Weekly DownloadsMonthly Downloads

Project URLs

Requires Python

>=2.6

Dependencies

    ML Collections

    ML Collections is a library of Python Collections designed for ML use cases.

    Documentation Status PyPI version Build Status

    ConfigDict

    The two classes called ConfigDict and FrozenConfigDict are "dict-like" data structures with dot access to nested elements. Together, they are supposed to be used as a main way of expressing configurations of experiments and models.

    This document describes example usage of ConfigDict, FrozenConfigDict, FieldReference.

    Features

    • Dot-based access to fields.
    • Locking mechanism to prevent spelling mistakes.
    • Lazy computation.
    • FrozenConfigDict() class which is immutable and hashable.
    • Type safety.
    • "Did you mean" functionality.
    • Human readable printing (with valid references and cycles), using valid YAML format.
    • Fields can be passed as keyword arguments using the ** operator.
    • There are two exceptions to the strong type-safety of the ConfigDict. int values can be passed in to fields of type float. In such a case, the value is type-converted to a float before being stored. Similarly, all string types (including Unicode strings) can be stored in fields of type str or unicode.

    Basic Usage

    import ml_collections
    
    cfg = ml_collections.ConfigDict()
    cfg.float_field = 12.6
    cfg.integer_field = 123
    cfg.another_integer_field = 234
    cfg.nested = ml_collections.ConfigDict()
    cfg.nested.string_field = 'tom'
    
    print(cfg.integer_field)  # Prints 123.
    print(cfg['integer_field'])  # Prints 123 as well.
    
    try:
      cfg.integer_field = 'tom'  # Raises TypeError as this field is an integer.
    except TypeError as e:
      print(e)
    
    cfg.float_field = 12  # Works: `Int` types can be assigned to `Float`.
    cfg.nested.string_field = u'bob'  # `String` fields can store Unicode strings.
    
    print(cfg)
    

    FrozenConfigDict

    A FrozenConfigDictis an immutable, hashable type of ConfigDict:

    import ml_collections
    
    initial_dictionary = {
        'int': 1,
        'list': [1, 2],
        'tuple': (1, 2, 3),
        'set': {1, 2, 3, 4},
        'dict_tuple_list': {'tuple_list': ([1, 2], 3)}
    }
    
    cfg = ml_collections.ConfigDict(initial_dictionary)
    frozen_dict = ml_collections.FrozenConfigDict(initial_dictionary)
    
    print(frozen_dict.tuple)  # Prints tuple (1, 2, 3)
    print(frozen_dict.list)  # Prints tuple (1, 2)
    print(frozen_dict.set)  # Prints frozenset {1, 2, 3, 4}
    print(frozen_dict.dict_tuple_list.tuple_list[0])  # Prints tuple (1, 2)
    
    frozen_cfg = ml_collections.FrozenConfigDict(cfg)
    print(frozen_cfg == frozen_dict)  # True
    print(hash(frozen_cfg) == hash(frozen_dict))  # True
    
    try:
      frozen_dict.int = 2 # Raises TypeError as FrozenConfigDict is immutable.
    except AttributeError as e:
      print(e)
    
    # Converting between `FrozenConfigDict` and `ConfigDict`:
    thawed_frozen_cfg = ml_collections.ConfigDict(frozen_dict)
    print(thawed_frozen_cfg == cfg)  # True
    frozen_cfg_to_cfg = frozen_dict.as_configdict()
    print(frozen_cfg_to_cfg == cfg)  # True
    

    FieldReferences and placeholders

    A FieldReference is useful for having multiple fields use the same value.

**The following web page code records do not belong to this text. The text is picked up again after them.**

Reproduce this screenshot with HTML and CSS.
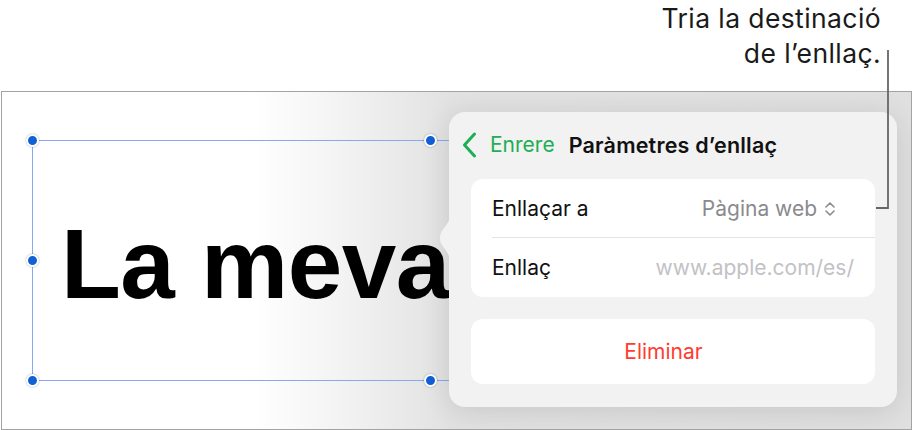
FILE: index.html
```html
<!DOCTYPE html>
<html lang="ca">
<head>
<meta charset="utf-8">
<title>Paràmetres d'enllaç</title>
<link rel="stylesheet" href="styles.css">
</head>
<body>
<div class="page">
  <div class="annotation">Tria la destinació<br>de l’enllaç.</div>
  <div class="canvas">
    <div class="selection">
      <div class="big-text">La meva</div>
      <span class="handle h-tl"></span>
      <span class="handle h-tr"></span>
      <span class="handle h-ml"></span>
      <span class="handle h-bl"></span>
      <span class="handle h-br"></span>
    </div>
    <div class="popover">
      <svg class="pop-arrow" width="12" height="52" viewBox="0 0 12 52"><path d="M11 0 C11 8 9 11 5 16 C2 20 1 22 1 26 C1 30 2 32 5 36 C9 41 11 44 11 52 Z" fill="#f2f2f2"/></svg>
      <div class="pop-header">
        <svg class="back-chev" width="15" height="26" viewBox="0 0 15 26"><path d="M12.5 2 L2.5 13 L12.5 24" fill="none" stroke="#1fae55" stroke-width="3" stroke-linecap="round" stroke-linejoin="round"/></svg>
        <span class="back-label">Enrere</span>
        <span class="pop-title">Paràmetres d’enllaç</span>
      </div>
      <div class="group">
        <div class="row">
          <span class="row-label">Enllaçar a</span>
          <span class="row-value">Pàgina web
            <svg class="updown" width="12" height="16" viewBox="0 0 12 16"><path d="M2 6 L6 2 L10 6 M2 10 L6 14 L10 10" fill="none" stroke="#8a8a8e" stroke-width="1.6" stroke-linecap="round" stroke-linejoin="round"/></svg>
          </span>
        </div>
        <div class="row row-sep">
          <span class="row-label">Enllaç</span>
          <span class="row-placeholder">www.apple.com/es/</span>
        </div>
      </div>
      <div class="group">
        <div class="row row-action">Eliminar</div>
      </div>
    </div>
  </div>
  <svg class="callout" width="913" height="430" viewBox="0 0 913 430"><path d="M888 50 V208 H876" fill="none" stroke="#666666" stroke-width="1.8"/></svg>
</div>
</body>
</html>
```
FILE: styles.css
```css
* { box-sizing: border-box; }
html, body { margin: 0; padding: 0; background: #fff; }
body { font-family: "Inter", "Roboto", "Liberation Sans", sans-serif; color: #111; }

.page {
  position: relative;
  width: 913px;
  height: 430px;
  overflow: hidden;
}

.annotation {
  height: 91px;
  padding: 1px 32px 0 0;
  text-align: right;
  font-size: 26.5px;
  line-height: 35px;
  color: #1a1a1a;
  letter-spacing: 0.4px;
}

.canvas {
  position: relative;
  margin-left: 1px;
  width: 911px;
  height: 339px;
  border: 1px solid #a3a3a3;
  background: linear-gradient(to right, #ffffff 0, #ffffff 250px, #f3f3f3 340px, #e2e2e2 447px, #e0e0e0 100%);
  overflow: hidden;
}

.selection {
  position: absolute;
  left: 30px;
  top: 48px;
  width: 520px;
  height: 241px;
  border: 1px solid #86a9ef;
  border-right: none;
  padding: 74px 0 0 28px;
}

.big-text {
  font-family: "Liberation Sans", Arial, sans-serif;
  font-weight: 700;
  font-size: 98px;
  line-height: 98px;
  color: #000;
  letter-spacing: -0.5px;
  white-space: nowrap;
}

.handle {
  position: absolute;
  width: 13px;
  height: 13px;
  border-radius: 50%;
  background: #1160d6;
  border: 2px solid #fff;
  box-shadow: 0 0 2px rgba(0,0,0,0.35);
}
.h-tl { left: -7px; top: -7px; }
.h-tr { left: 391px; top: -7px; }
.h-ml { left: -7px; top: 113px; }
.h-bl { left: -7px; top: 233px; }
.h-br { left: 391px; top: 233px; }

.popover {
  position: absolute;
  left: 447px;
  top: 20px;
  width: 448px;
  height: 295px;
  background: #f2f2f2;
  border-radius: 16px;
  box-shadow: 0 4px 30px rgba(0,0,0,0.12);
  padding: 0 22px;
}

.pop-arrow {
  position: absolute;
  left: -10px;
  top: 100px;
}

.pop-header {
  height: 67px;
  display: flex;
  align-items: center;
  padding-bottom: 2px;
  margin-left: -9px;
}
.back-chev { margin-right: 13px; }
.back-label {
  color: #1fae55;
  font-size: 21px;
  margin-right: 14px;
}
.pop-title {
  font-size: 21.5px;
  font-weight: 600;
  color: #111;
  letter-spacing: 0.2px;
}

.group {
  background: #fff;
  border-radius: 12px;
  margin-bottom: 22px;
}

.row {
  height: 59px;
  display: flex;
  align-items: center;
  justify-content: space-between;
  padding: 0 21px;
  font-size: 21px;
}
.row-sep { position: relative; }
.row-sep::before {
  content: "";
  position: absolute;
  left: 21px;
  right: 0;
  top: -1px;
  height: 1px;
  background: #e4e4e6;
}
.row-label { color: #111; }
.row-value {
  display: flex;
  align-items: center;
  gap: 7px;
  color: #8a8a8e;
  margin-right: 18px;
}
.row-placeholder { color: #c2c2c6; }

.row-action {
  height: 65px;
  justify-content: center;
  color: #ff3b30;
  padding-right: 40px;
}

.callout {
  position: absolute;
  left: 0;
  top: 0;
  pointer-events: none;
}
```
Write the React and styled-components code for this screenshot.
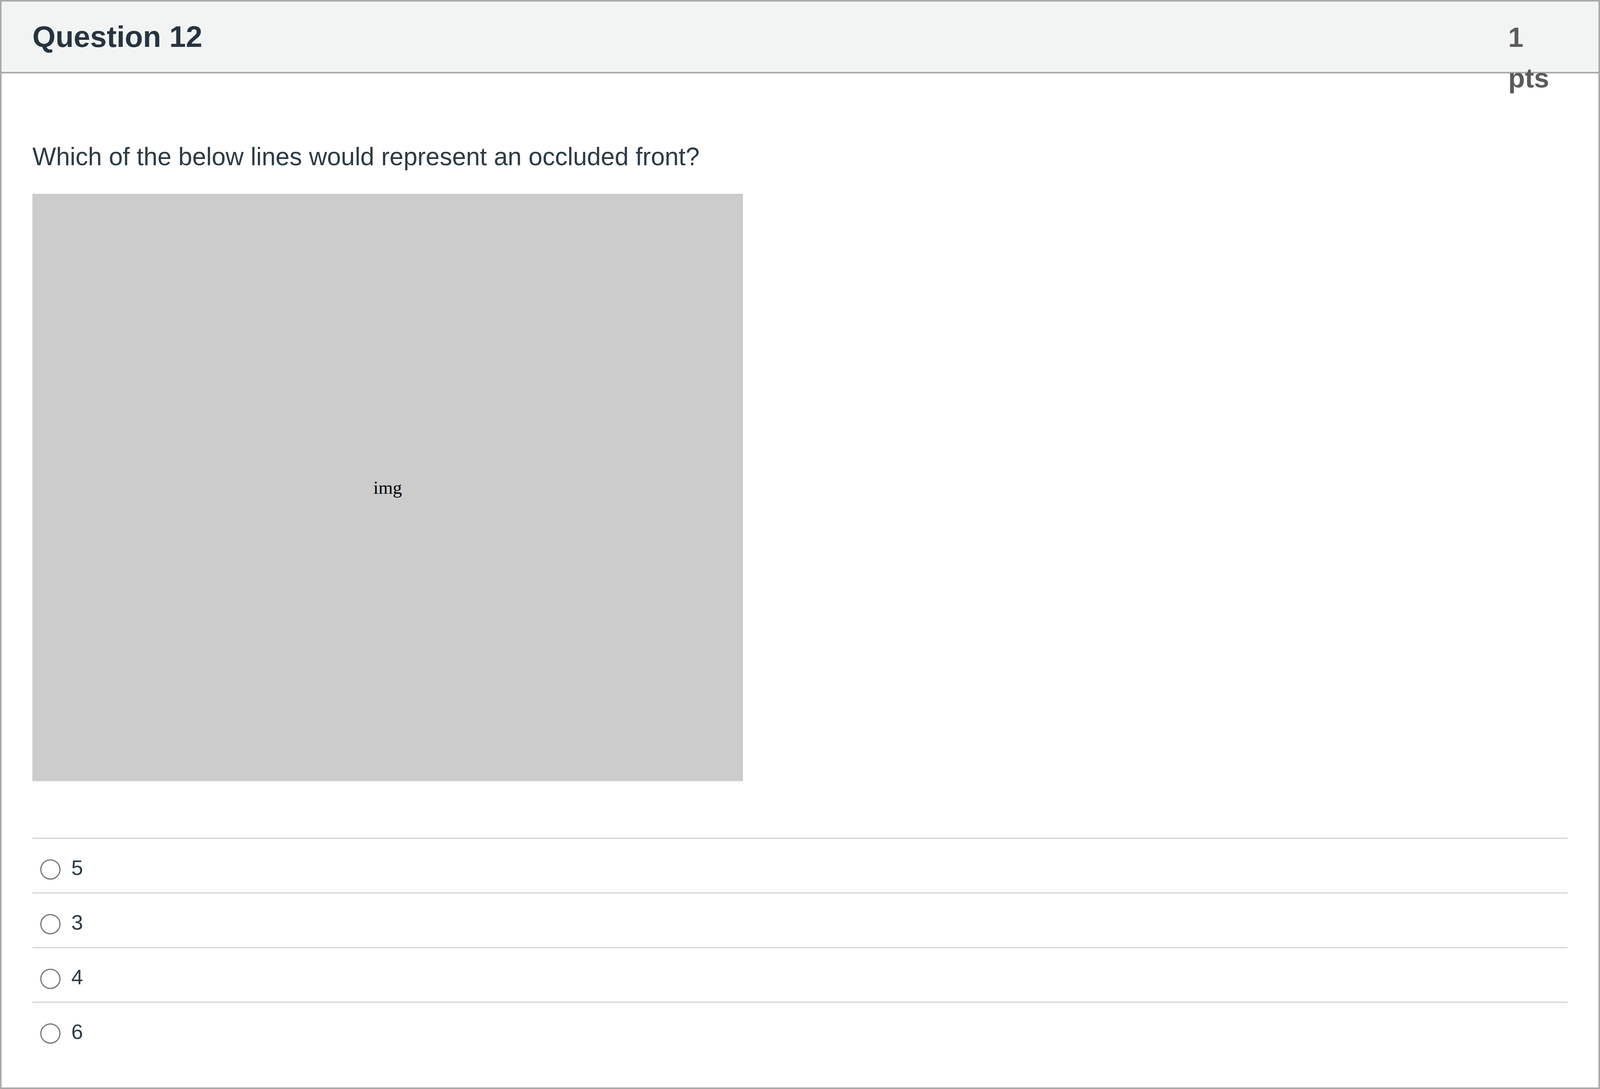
import React from "react";
import styled, { createGlobalStyle } from "styled-components";

/* horizontal measures are expressed relative to the 4144px-wide design */
const hx = (px) => `${((px / 4144) * 100).toFixed(4)}vw`;

const GlobalStyle = createGlobalStyle`
  html, body {
    margin: 0;
    padding: 0;
    background: #ffffff;
    overflow: hidden;
  }
  body {
    font-family: "Liberation Sans", Helvetica, Arial, sans-serif;
  }
  * { box-sizing: border-box; }
`;

const Card = styled.section`
  width: 100%;
  height: 2788px;
  border: 4px solid #aaaaaa;
  background: #ffffff;
  font-family: "Liberation Sans", Helvetica, Arial, sans-serif;
`;

const Header = styled.header`
  display: flex;
  align-items: baseline;
  justify-content: space-between;
  height: 184px;
  padding: 38px ${hx(80)} 0 ${hx(80)};
  background: #f2f4f4;
  border-bottom: 4px solid #aaaaaa;
`;

const Title = styled.h2`
  margin: 0;
  font-size: 76px;
  line-height: 104px;
  font-weight: 700;
  color: #26343f;
`;

const Points = styled.div`
  width: 152px;
  font-size: 70px;
  line-height: 104px;
  font-weight: 700;
  color: #5b5b5b;
`;

const Body = styled.div`
  padding: 165px ${hx(80)} 80px ${hx(80)};
`;

const QuestionText = styled.p`
  margin: 0 0 47px 0;
  font-size: 64px;
  line-height: 96px;
  color: #2d3b45;
`;

const ImagePlaceholder = styled.div`
  width: ${hx(1840)};
  height: 1504px;
  background: #cccccc;
  display: flex;
  align-items: center;
  justify-content: center;
  font-family: "Liberation Serif", "Times New Roman", serif;
  font-size: 47px;
  color: #000000;
`;

const Answers = styled.ul`
  list-style: none;
  margin: 144px 0 0 0;
  padding: 0;
`;

const AnswerRow = styled.li`
  display: flex;
  align-items: flex-start;
  height: 140px;
  padding: 33px 0 0 ${hx(20)};
  border-top: 4px solid #dcdcdc;
`;

const Radio = styled.span`
  flex: none;
  width: 52px;
  height: 52px;
  margin-top: 19px;
  border: 3px solid #767676;
  border-radius: 50%;
  background: #ffffff;
`;

const AnswerText = styled.span`
  margin-left: ${hx(28)};
  font-size: 54px;
  line-height: 80px;
  color: #2d3b45;
`;

const answers = ["5", "3", "4", "6"];

export default function App() {
  return (
    <>
      <GlobalStyle />
      <Card>
        <Header>
          <Title>Question 12</Title>
          <Points>1 pts</Points>
        </Header>
        <Body>
          <QuestionText>
            Which of the below lines would represent an occluded front?
          </QuestionText>
          <ImagePlaceholder role="img" aria-label="img">
            img
          </ImagePlaceholder>
          <Answers>
            {answers.map((a) => (
              <AnswerRow key={a}>
                <Radio />
                <AnswerText>{a}</AnswerText>
              </AnswerRow>
            ))}
          </Answers>
        </Body>
      </Card>
    </>
  );
}
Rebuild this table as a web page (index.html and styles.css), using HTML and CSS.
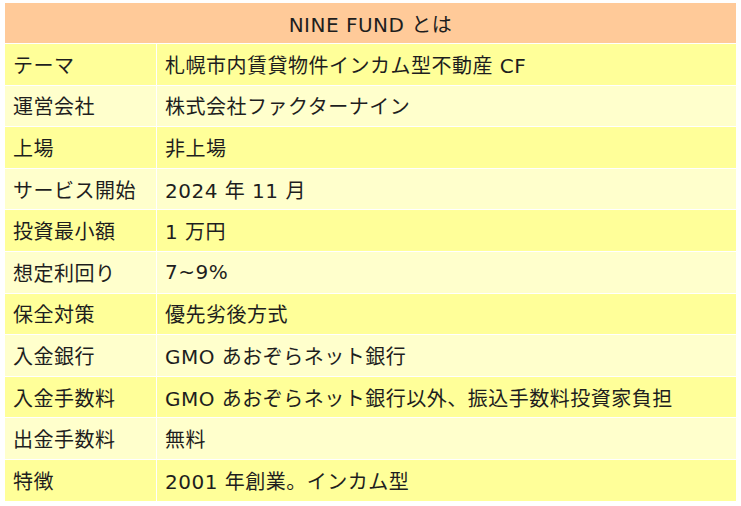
FILE: index.html
```html
<!DOCTYPE html>
<html lang="ja">
<head>
<meta charset="utf-8">
<title>NINE FUND とは</title>
<link rel="stylesheet" href="styles.css">
</head>
<body>
<div class="fund-table">
  <div class="cell head">NINE FUND とは</div>
  <div class="cell key odd">テーマ</div><div class="cell val odd">札幌市内賃貸物件インカム型不動産 CF</div>
  <div class="cell key even">運営会社</div><div class="cell val even">株式会社ファクターナイン</div>
  <div class="cell key odd">上場</div><div class="cell val odd">非上場</div>
  <div class="cell key even">サービス開始</div><div class="cell val even">2024 年 11 月</div>
  <div class="cell key odd">投資最小額</div><div class="cell val odd">1 万円</div>
  <div class="cell key even">想定利回り</div><div class="cell val even">7~9%</div>
  <div class="cell key odd">保全対策</div><div class="cell val odd">優先劣後方式</div>
  <div class="cell key even">入金銀行</div><div class="cell val even">GMO あおぞらネット銀行</div>
  <div class="cell key odd">入金手数料</div><div class="cell val odd">GMO あおぞらネット銀行以外、振込手数料投資家負担</div>
  <div class="cell key even">出金手数料</div><div class="cell val even">無料</div>
  <div class="cell key odd">特徴</div><div class="cell val odd">2001 年創業。インカム型</div>
</div>
</body>
</html>
```
FILE: styles.css
```css
html, body {
  margin: 0;
  padding: 0;
  background: #ffffff;
}
body {
  padding: 3px 5px 0 5px;
  font-family: "DejaVu Sans", "Noto Sans CJK JP", sans-serif;
  font-size: 20px;
  letter-spacing: 0.5px;
  color: #1e1e1e;
}
.fund-table {
  display: grid;
  grid-template-columns: 151px 1fr;
  grid-template-rows: 40px repeat(11, 40.6px);
  gap: 1px;
  background: #ffffff;
  width: 731px;
}
.cell {
  display: flex;
  align-items: center;
  padding: 0 8px;
  white-space: nowrap;
}
.head {
  grid-column: 1 / span 2;
  justify-content: center;
  background: #ffca99;
}
.odd { background: #ffff99; }
.even { background: #ffffcc; }
```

It can also be used for lazy computation.

    You can use placeholder() as a shortcut to create a FieldReference (field) with a None default value. This is useful if a program uses optional configuration fields.

    import ml_collections
    from ml_collections.config_dict import config_dict
    
    placeholder = ml_collections.FieldReference(0)
    cfg = ml_collections.ConfigDict()
    cfg.placeholder = placeholder
    cfg.optional = config_dict.placeholder(int)
    cfg.nested = ml_collections.ConfigDict()
    cfg.nested.placeholder = placeholder
    
    try:
      cfg.optional = 'tom'  # Raises Type error as this field is an integer.
    except TypeError as e:
      print(e)
    
    cfg.optional = 1555  # Works fine.
    cfg.placeholder = 1  # Changes the value of both placeholder and
                         # nested.placeholder fields.
    
    print(cfg)
    

    Note that the indirection provided by FieldReferences will be lost if accessed through a ConfigDict.

    import ml_collections
    
    placeholder = ml_collections.FieldReference(0)
    cfg.field1 = placeholder
    cfg.field2 = placeholder  # This field will be tied to cfg.field1.
    cfg.field3 = cfg.field1  # This will just be an int field initialized to 0.
    

    Lazy computation

    Using a FieldReference in a standard operation (addition, subtraction, multiplication, etc...) will return another FieldReference that points to the original's value. You can use FieldReference.get() to execute the operations and get the reference's computed value, and FieldReference.set() to change the original reference's value.

    import ml_collections
    
    ref = ml_collections.FieldReference(1)
    print(ref.get())  # Prints 1
    
    add_ten = ref.get() + 10  # ref.get() is an integer and so is add_ten
    add_ten_lazy = ref + 10  # add_ten_lazy is a FieldReference - NOT an integer
    
    print(add_ten)  # Prints 11
    print(add_ten_lazy.get())  # Prints 11 because ref's value is 1
    
    # Addition is lazily computed for FieldReferences so changing ref will change
    # the value that is used to compute add_ten.
    ref.set(5)
    print(add_ten)  # Prints 11
    print(add_ten_lazy.get())  # Prints 15 because ref's value is 5
    

    If a FieldReference has None as its original value, or any operation has an argument of None, then the lazy computation will evaluate to None.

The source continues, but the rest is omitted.